Since January 2018, the state’s county alcohol and drug abuse authorities, opioid treatment programs, recovery organizations – and other organizations that provide services to people who may have a substance use disorder – have distributed thousands of doses of naloxone to patients, caregivers, and community members through the Overdose Education and Naloxone Distribution program.

Since completing hundreds of Overdose Prevention and Narcan Administration training events throughout the Lowcountry in 2018, WakeUp Carolina has found several common misconceptions from the greater South Carolina community. It’s a frightening topic – overdose. It’s not something that most people are going to be comfortable discussing. The fact is overdoses are on the rise nationally and locally. Per the Opioid Emergency Response Team (OERT) in November of 2022, EMS responded to 832 overdoses in Charleston County alone.

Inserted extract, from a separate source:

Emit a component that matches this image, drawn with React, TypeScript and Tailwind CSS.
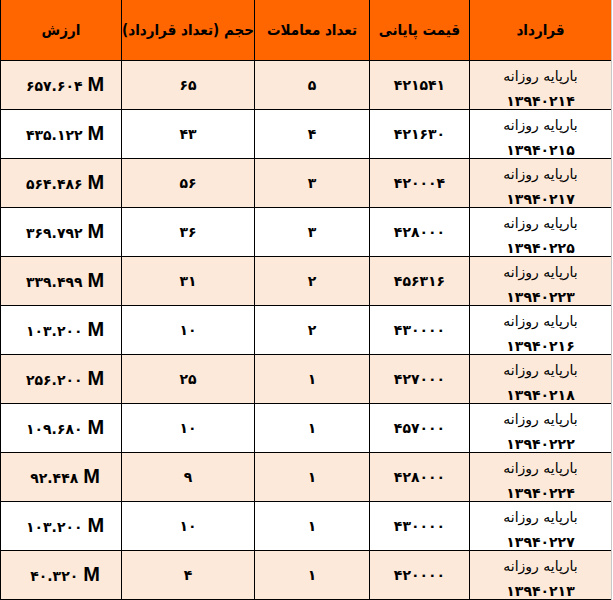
const rows = [
  { value: "۶۵۷.۶۰۴", volume: "۶۵", trades: "۵", price: "۴۲۱۵۴۱", code: "۱۳۹۴۰۲۱۴" },
  { value: "۴۳۵.۱۲۲", volume: "۴۳", trades: "۴", price: "۴۲۱۶۳۰", code: "۱۳۹۴۰۲۱۵" },
  { value: "۵۶۴.۴۸۶", volume: "۵۶", trades: "۳", price: "۴۲۰۰۰۴", code: "۱۳۹۴۰۲۱۷" },
  { value: "۳۶۹.۷۹۲", volume: "۳۶", trades: "۳", price: "۴۲۸۰۰۰", code: "۱۳۹۴۰۲۲۵" },
  { value: "۳۳۹.۴۹۹", volume: "۳۱", trades: "۲", price: "۴۵۶۳۱۶", code: "۱۳۹۴۰۲۲۳" },
  { value: "۱۰۳.۲۰۰", volume: "۱۰", trades: "۲", price: "۴۳۰۰۰۰", code: "۱۳۹۴۰۲۱۶" },
  { value: "۲۵۶.۲۰۰", volume: "۲۵", trades: "۱", price: "۴۲۷۰۰۰", code: "۱۳۹۴۰۲۱۸" },
  { value: "۱۰۹.۶۸۰", volume: "۱۰", trades: "۱", price: "۴۵۷۰۰۰", code: "۱۳۹۴۰۲۲۲" },
  { value: "۹۲.۴۴۸", volume: "۹", trades: "۱", price: "۴۲۸۰۰۰", code: "۱۳۹۴۰۲۲۴" },
  { value: "۱۰۳.۲۰۰", volume: "۱۰", trades: "۱", price: "۴۳۰۰۰۰", code: "۱۳۹۴۰۲۲۷" },
  { value: "۴۰.۳۲۰", volume: "۴", trades: "۱", price: "۴۲۰۰۰۰", code: "۱۳۹۴۰۲۱۳" },
];

const fa = "font-['DejaVu_Sans',sans-serif]";

const App = () => {
  return (
    <div className="w-[613px] h-[600px] bg-white overflow-hidden">
      <div
        dir="rtl"
        className={`w-[612px] border-l border-r border-l-black border-r-[#c8c8c8] text-black ${fa}`}
      >
        {/* header */}
        <div className="flex h-[61px] bg-[#ff6600] border-b border-black font-bold text-[15px] font-['DejaVu_Sans_Condensed','DejaVu_Sans',sans-serif]">
          <div className="w-[142px] border-l border-black flex items-center justify-center">قرارداد</div>
          <div className="w-[100px] border-l border-black flex items-center justify-center">قیمت پایانی</div>
          <div className="w-[115px] border-l border-black flex items-center justify-center">تعداد معاملات</div>
          <div className="w-[133px] border-l border-black flex items-center justify-center whitespace-nowrap">
            حجم (تعداد قرارداد)
          </div>
          <div className="w-[120px] flex items-center justify-center">ارزش</div>
        </div>

        {rows.map((row, index) => (
          <div
            key={index}
            className={`flex h-[49px] border-b border-black text-[14px] ${
              index % 2 === 0 ? "bg-[#fde9d9]" : "bg-white"
            }`}
          >
            <div className="w-[142px] border-l border-black flex flex-col items-center pt-[3px] leading-[25px]">
              <span>بارپایه روزانه</span>
              <span className="font-bold">{row.code}</span>
            </div>
            <div className="w-[100px] border-l border-black flex items-center justify-center font-bold">
              {row.price}
            </div>
            <div className="w-[115px] border-l border-black flex items-center justify-center font-bold">
              {row.trades}
            </div>
            <div className="w-[133px] border-l border-black flex items-center justify-center font-bold">
              {row.volume}
            </div>
            <div className="w-[120px] flex items-center justify-center pl-[8px]">
              <span dir="ltr" className="font-bold whitespace-nowrap">
                {row.value}{" "}
                <span className="font-['Liberation_Sans',sans-serif] text-[20px] leading-none">M</span>
              </span>
            </div>
          </div>
        ))}
      </div>
    </div>
  );
};

export default App;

With overdoses (fatal and non-fatal) being at such high rates, the chances of coming across someone who’s experiencing an overdose could hit closer to home than one would think.

Frequently Asked Questions

“Isn’t that what they used in the Pulp Fiction movie?”

Yes, they used injectable Naloxone on Uma Thurman’s character. WakeUp Carolina distributes nasal Narcan and doesn’t require any injections. This medication is absorbed through the mucus membrane in the nose.

“Does distributing Narcan condone continued drug use?”

We can see that if someone has an overdose reversed from nasal Narcan and goes back to using opioids, it could look like we’re enabling their drug use. WakeUp Carolina believes where there is breath, there is hope. Some people believe it’s for the “drug addicts” living under a bridge, others see it as a college-age issue, but in our experience overdoses do not discriminate. We’ve seen “five-star” athletes who were experimenting at a party, an elderly grandmother who got her medications mixed up for her vitamins, and the populations who seek out lethal narcotics for their own personal use – knowing that any dose could be their last.

“How does Narcan work?”

Opioids attach to brain receptors that minimize pain but that also affects breathing. Naloxone/Narcan reverses the effects of opioids by binding more strongly to the same receptors and temporarily “taking over” and knocking the drug off these sites so that breathing can be restored. It only works on opioids. It does not work for overdoses caused by non-opioid substances such as cocaine, amphetamines, ecstasy, GHB, or alcohol. This medication does not have the potential for abuse and does not increase risk-taking behavior – cannot be used to get high and it is not addictive. It has a long safety history, reported side effects are rare, and can be easily administered by properly trained community members/caregivers.

“So, after they wake up from an overdose, they’re fine?”

No, Naloxone only continues to work for 30-90 minutes, and overdose symptoms can return. It’s vital the person of concern gets to the emergency department as soon as possible after they’ve been revived. All individuals should be monitored for recurrence of signs and symptoms of opioid toxicity for at least 4 hours from the last dose of Narcan. Some medical providers may suggest longer monitoring depending on the opioids an individual has taken.

“Where can I get Naloxone (Narcan)?”

Naloxone is FDA-approved as a medication to reverse the toxic effects of an opioid overdose. In South Carolina, naloxone is available from pharmacies and community distributors (listed on our social media pages) throughout the state without a prescription. When getting this medication through pharmacies the cost depends on your insurance co-pay.